The Oleander Sword Is a Gut-Wrenching Sequel With a Killer Cliffhanger

Whenever you read a really good series opener, it’s fairly easy to start wondering if the quality of that first book was somehow a fluke. To question whether there’s any chance that its sequel could ever live up to the heights of its predecessor, or if it’s doomed to always pale in comparison. Someone coined the term “sophomore slump” for a reason, after all, and most of us who read a lot of fantasy can easily name more than one series whose middle installment was….let’s just say did not turn out to be everything we hoped it could be.
This is why it’s especially satisfying when a sequel arrives that not only exceeds our expectations but blows them out of the water entirely, holding on to the things we loved about the original novel but adding compelling new pieces that make the story even richer and more compelling than it was before.

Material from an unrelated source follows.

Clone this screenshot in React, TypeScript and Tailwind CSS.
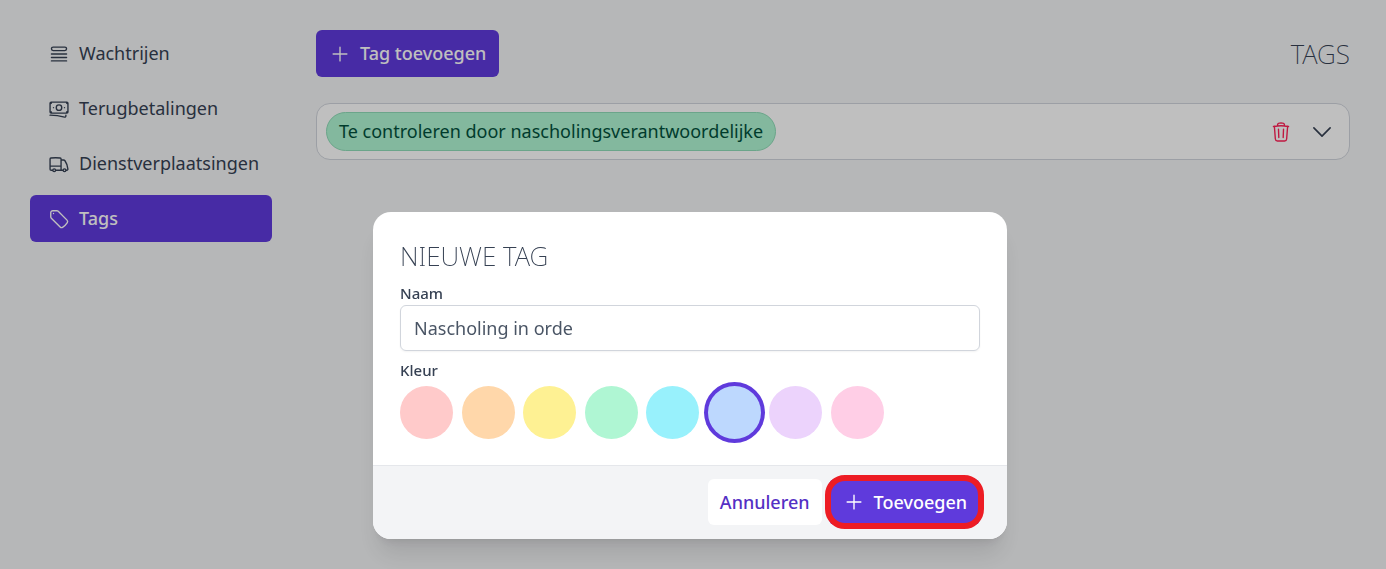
import { useState } from 'react';
import type { ComponentType } from 'react';
import {
  HiOutlineBanknotes,
  HiOutlineChevronDown,
  HiOutlinePlus,
  HiOutlineQueueList,
  HiOutlineTag,
  HiOutlineTrash,
  HiOutlineTruck,
} from 'react-icons/hi2';

type NavItem = {
  label: string;
  icon: ComponentType<{ className?: string }>;
  active?: boolean;
};

const navItems: NavItem[] = [
  { label: 'Wachtrijen', icon: HiOutlineQueueList },
  { label: 'Terugbetalingen', icon: HiOutlineBanknotes },
  { label: 'Dienstverplaatsingen', icon: HiOutlineTruck },
  { label: 'Tags', icon: HiOutlineTag, active: true },
];

const colors = [
  { name: 'Rood', className: 'bg-[#ffcaca]' },
  { name: 'Oranje', className: 'bg-[#ffd7aa]' },
  { name: 'Geel', className: 'bg-[#fef193]' },
  { name: 'Groen', className: 'bg-[#aff6d3]' },
  { name: 'Cyaan', className: 'bg-[#98f1fc]' },
  { name: 'Blauw', className: 'bg-[#bdd8fe]' },
  { name: 'Paars', className: 'bg-[#ecd3fc]' },
  { name: 'Roze', className: 'bg-[#ffcee6]' },
];

function Sidebar() {
  return (
    <nav className="flex w-[242px] shrink-0 flex-col gap-2">
      {navItems.map(({ label, icon: Icon, active }) => (
        <a
          key={label}
          href="#"
          className={
            active
              ? 'flex h-[47px] items-center gap-[9px] rounded-md bg-[#5f3adc] pl-[18px] font-medium text-white'
              : 'flex h-[47px] items-center gap-[9px] rounded-md pl-[18px] text-gray-700'
          }
        >
          <Icon className="size-[22px] shrink-0" />
          {label}
        </a>
      ))}
    </nav>
  );
}

function TagRow() {
  return (
    <div className="flex items-center justify-between rounded-[14px] border border-gray-300 bg-white py-2 pr-[14px] pl-[9px]">
      <span className="rounded-full border border-[#8fdcb8] bg-[#aff6d3] px-3 py-[5px] leading-[27px] text-emerald-900">
        Te controleren door nascholingsverantwoordelijke
      </span>
      <div className="flex items-center gap-[17px]">
        <button type="button" aria-label="Verwijderen" className="text-rose-500">
          <HiOutlineTrash className="size-[22px]" />
        </button>
        <button type="button" aria-label="Openen" className="text-gray-700">
          <HiOutlineChevronDown className="size-[26px]" />
        </button>
      </div>
    </div>
  );
}

function NewTagDialog() {
  const [name, setName] = useState('Nascholing in orde');
  const [color, setColor] = useState('Blauw');

  return (
    <div className="fixed inset-0 flex items-start justify-center bg-black/25 pt-[212px] pr-[6px]">
      <form
        role="dialog"
        aria-labelledby="dialog-title"
        className="w-full max-w-[634px] rounded-[18px] bg-white shadow-xl"
      >
        <div className="px-[27px] pt-[26px] pb-[26px]">
          <h2 id="dialog-title" className="text-[26px] leading-9 font-extralight text-gray-700 uppercase">
            Nieuwe tag
          </h2>
          <label htmlFor="tag-name" className="mt-2 block pb-px text-[15px] leading-[22px] font-medium text-gray-700">
            Naam
          </label>
          <input
            id="tag-name"
            type="text"
            value={name}
            onChange={(e) => setName(e.target.value)}
            className="block h-[46px] w-full rounded-md border border-gray-300 px-[13px] text-gray-600 shadow-xs"
          />
          <fieldset className="mt-2">
            <legend className="float-left w-full text-[15px] leading-[22px] font-medium text-gray-700">Kleur</legend>
            <div className="flex w-full max-w-[484px] justify-between pt-[5px]">
              {colors.map((c) => (
                <input
                  key={c.name}
                  type="radio"
                  name="color"
                  value={c.name}
                  aria-label={c.name}
                  checked={color === c.name}
                  onChange={() => setColor(c.name)}
                  className={`size-[53px] appearance-none rounded-full ring-[#5f3adc] checked:ring-4 ${c.className}`}
                />
              ))}
            </div>
          </fieldset>
        </div>
        <div className="flex items-center justify-end gap-[7px] rounded-b-[18px] border-t border-gray-200 bg-gray-100 pt-[13px] pr-[27px] pb-[14px] pl-[27px]">
          <button type="button" className="h-[46px] rounded-md bg-white px-3 font-medium text-[#5430c4]">
            Annuleren
          </button>
          <div className="relative">
            <button
              type="button"
              className="flex h-[46px] items-center gap-[9px] rounded-md bg-[#5f3adc] pr-[13px] pl-[14px] font-medium text-white"
            >
              <HiOutlinePlus className="size-[22px]" />
              Toevoegen
            </button>
            <span className="pointer-events-none absolute -inset-x-1 -inset-y-1 rounded-[20px] border-6 border-[#ed1c24]" />
          </div>
        </div>
      </form>
    </div>
  );
}

export default function App() {
  return (
    <div className="min-h-screen bg-gray-100 font-['Noto_Sans',sans-serif] text-[18px] leading-[27px]">
      <div className="flex gap-11 pt-[30px] pr-9 pl-[30px]">
        <Sidebar />
        <main className="flex min-w-0 flex-1 flex-col gap-[26px]">
          <header className="flex items-center justify-between">
            <button
              type="button"
              className="flex h-[47px] items-center gap-[9px] rounded-md bg-[#5f3adc] px-[13px] font-medium text-white"
            >
              <HiOutlinePlus className="size-[22px]" />
              Tag toevoegen
            </button>
            <h1 className="text-[26px] leading-9 font-extralight text-gray-700 uppercase">Tags</h1>
          </header>
          <TagRow />
        </main>
      </div>
      <NewTagDialog />
    </div>
  );
}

Such is the case with Tasha Suri’s The Oleander Sword, a complex, immersive follow-up that’s packed with surprises, sacrifices, and characters that are easy to root for even when they are often difficult to like.
Suri’s The Jasmine Throne was hands-down one of the best fantasy releases to hit shelves in 2021, a doorstopper of a series opener that immediately set up her Burning Kingdoms trilogy as one to keep a close eye on in the fantasy genre space. Set in a fully realized magical world inspired by ancient India, its sprawling, complex story features half a dozen major POV characters and multiple distinct kingdoms with their own clearly defined cultural histories, political hierarchy, and religious practices. (It’s an amazingly rich and lived landscape, is what I’m saying.)
Thanks to the thorough world-building that takes place in Jasmine Throne, Oleander Sword is able to hit the ground running, weaving together the battle for the fate of a kingdom, the future of the series’ central relationship, and the threat of an encroaching magical disease known as the rot into something truly epic in scope. Wrestling with issues of theology, politics, magic, family, and love, this is a sequel that takes everything you loved about the first book in the series and cranks it up to eleven before essentially smashing it on the ground while you watch. (And I mean that in the best possible way.)
Princess Malini, having now declared herself Empress of Parijatdvipa, is marching to war against her fanatical brother (and current emperor) Chandra, with a ragtag coalition held together by little more than her own will. Struggling to maintain control over a group of generals who doubt her every move and faced with her brother’s uncomfortably powerful new magical weapon, she seeks out one of her own in the form of the lover she left behind. Malini’s selfish need to use Priya’s magic for her own ends is undercut by the very real desire she has to be with her again.